Nvidia prepares for AI infrastructure with Hopper architecture
At GTC 2022, Nvidia announced its next generation accelerated computing platform “to power the next wave of AI data centres”. The Hopper architecture succeeds the Ampere architecture, launched in 2020.
The company also announced its first Hopper-based GPU, the NVIDIA H100, equipped with 80 billion transistors. Described as the world’s largest and most powerful accelerator, the H100 has a Transformer Engine and a scalable NVLink interconnect for advancing gigantic AI language models, deep recommender systems, genomics and complex digital twins.
The Nvidia H100 GPU features major advances to accelerate AI, HPC, memory bandwidth, interconnect and communication, including nearly 5Tbytes per second of external connectivity. H100 is the first GPU to support PCIe Gen5 and the first to utilise HBM3, enabling 3Tbytes per second of memory bandwidth, claimed Nvidia.
According to Jensen Huang, CEO, 20 H100 GPUs can sustain the equivalent of the entire world’s internet traffic, making it possible for customers to deliver advanced recommender systems and large language models running inference on data in real time.
The Transformer Engine is built to speed up these networks as much as six times compared with the previous generation without losing accuracy.
MIG technology allows a single GPU to be partitioned into seven smaller, fully isolated instances to handle different types of jobs. The Hopper architecture extends MIG capabilities by up to a factor of seven over the previous generation by offering secure multi-tenant configurations in cloud environments across each GPU instance.
According to the company, H100 is the first accelerator with confidential computing capabilities to protect AI models and customer data while they are being processed.

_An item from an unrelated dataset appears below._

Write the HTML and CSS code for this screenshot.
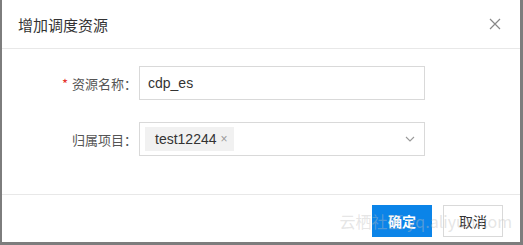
FILE: index.html
```html
<!DOCTYPE html>
<html lang="zh-CN">
<head>
    <meta charset="UTF-8">
    <meta name="viewport" content="width=device-width, initial-scale=1.0">
    <title>增加调度资源</title>
    <link rel="stylesheet" href="styles.css">
</head>
<body>
    <div class="modal">
        <div class="modal-header">
            <h2>增加调度资源</h2>
            <span class="close">
                <svg width="12" height="12" viewBox="0 0 12 12"><path d="M1 1L11 11M11 1L1 11" stroke="#888" stroke-width="1.2" fill="none"/></svg>
            </span>
        </div>
        <div class="modal-body">
            <div class="form-row">
                <label><span class="req">*</span>资源名称：</label>
                <div class="field">
                    <input type="text" value="cdp_es">
                </div>
            </div>
            <div class="form-row">
                <label>归属项目：</label>
                <div class="field select">
                    <span class="tag">test12244 <span class="tag-x">×</span></span>
                    <svg class="arrow" width="10" height="6" viewBox="0 0 10 6"><path d="M1 1L5 5L9 1" stroke="#999" stroke-width="1.1" fill="none"/></svg>
                </div>
            </div>
        </div>
        <div class="modal-footer">
            <button class="btn btn-primary">确定</button>
            <button class="btn">取消</button>
            <span class="watermark">云栖社区 yq.aliyun.com</span>
        </div>
    </div>
</body>
</html>
```

FILE: styles.css
```css
body {
    margin: 0;
    background-color: #7d7d7d;
    font-family: "Noto Sans CJK SC", "Liberation Sans", sans-serif;
}
.modal {
    position: relative;
    width: 518px;
    height: 242px;
    margin-left: 2px;
    background-color: #fff;
}
.modal-header {
    display: flex;
    justify-content: space-between;
    align-items: center;
    height: 48px;
    padding: 0 19px 0 16px;
    border-bottom: 1px solid #e8e8e8;
}
.modal-header h2 {
    margin: 0;
    font-size: 15px;
    font-weight: normal;
    color: #333;
}
.close {
    display: flex;
}
.modal-body {
    padding: 17px 0 0;
    height: 128px;
    border-bottom: 1px solid #e8e8e8;
}
.form-row {
    display: flex;
    align-items: center;
    margin-bottom: 22px;
}
.form-row label {
    width: 135px;
    text-align: right;
    padding-right: 2px;
    font-size: 13px;
    color: #555;
}
.req {
    color: #e5312b;
    margin-right: 4px;
}
.field {
    box-sizing: border-box;
    width: 286px;
    height: 34px;
}
.field input {
    box-sizing: border-box;
    width: 100%;
    height: 100%;
    padding: 0 8px;
    border: 1px solid #d9d9d9;
    font-family: "Liberation Sans", sans-serif;
    font-size: 14px;
    color: #333;
    outline: none;
}
.select {
    display: flex;
    align-items: center;
    justify-content: space-between;
    padding: 0 9px 0 5px;
    border: 1px solid #d9d9d9;
}
.tag {
    display: flex;
    align-items: center;
    height: 24px;
    padding: 0 6px 0 10px;
    background-color: #f1f1f1;
    font-family: "Liberation Sans", sans-serif;
    font-size: 14px;
    color: #333;
}
.tag-x {
    margin-left: 4px;
    font-size: 12px;
    color: #999;
}
.modal-footer {
    display: flex;
    justify-content: flex-end;
    gap: 11px;
    padding: 10px 17px 0;
}
.btn {
    width: 60px;
    height: 32px;
    border: 1px solid #d9d9d9;
    background-color: #fff;
    font-family: "Noto Sans CJK SC", sans-serif;
    font-size: 14px;
    color: #333;
    padding: 0;
}
.btn-primary {
    background-color: #0b84e8;
    border-color: #0b84e8;
    color: #fff;
    font-weight: bold;
}
.watermark {
    position: absolute;
    right: 8px;
    bottom: 9px;
    font-size: 16px;
    color: rgba(190, 190, 190, 0.4);
    white-space: nowrap;
    pointer-events: none;
}
```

Customers can also apply confidential computing to federated learning for privacy-sensitive industries like healthcare and financial services, as well as on shared cloud infrastructures.
To accelerate the largest AI models, NVLink combines with an external NVLink Switch to extend NVLink as a scale-up network beyond the server, connecting up to 256 H100 GPUs at nine times higher bandwidth versus the previous generation using NVIDIA HDR Quantum InfiniBand.
New DPX instructions accelerate dynamic programming by up to 40 times compared with CPUs and up to a factor of seven compared with previous generation GPUs, said Nvidia. This includes, for example, the Floyd-Warshall algorithm to find optimal routes for autonomous robot fleets and the Smith-Waterman algorithm used in sequence alignment for DNA and protein classification and folding. Availability NVIDIA H100 will be available starting in Q3.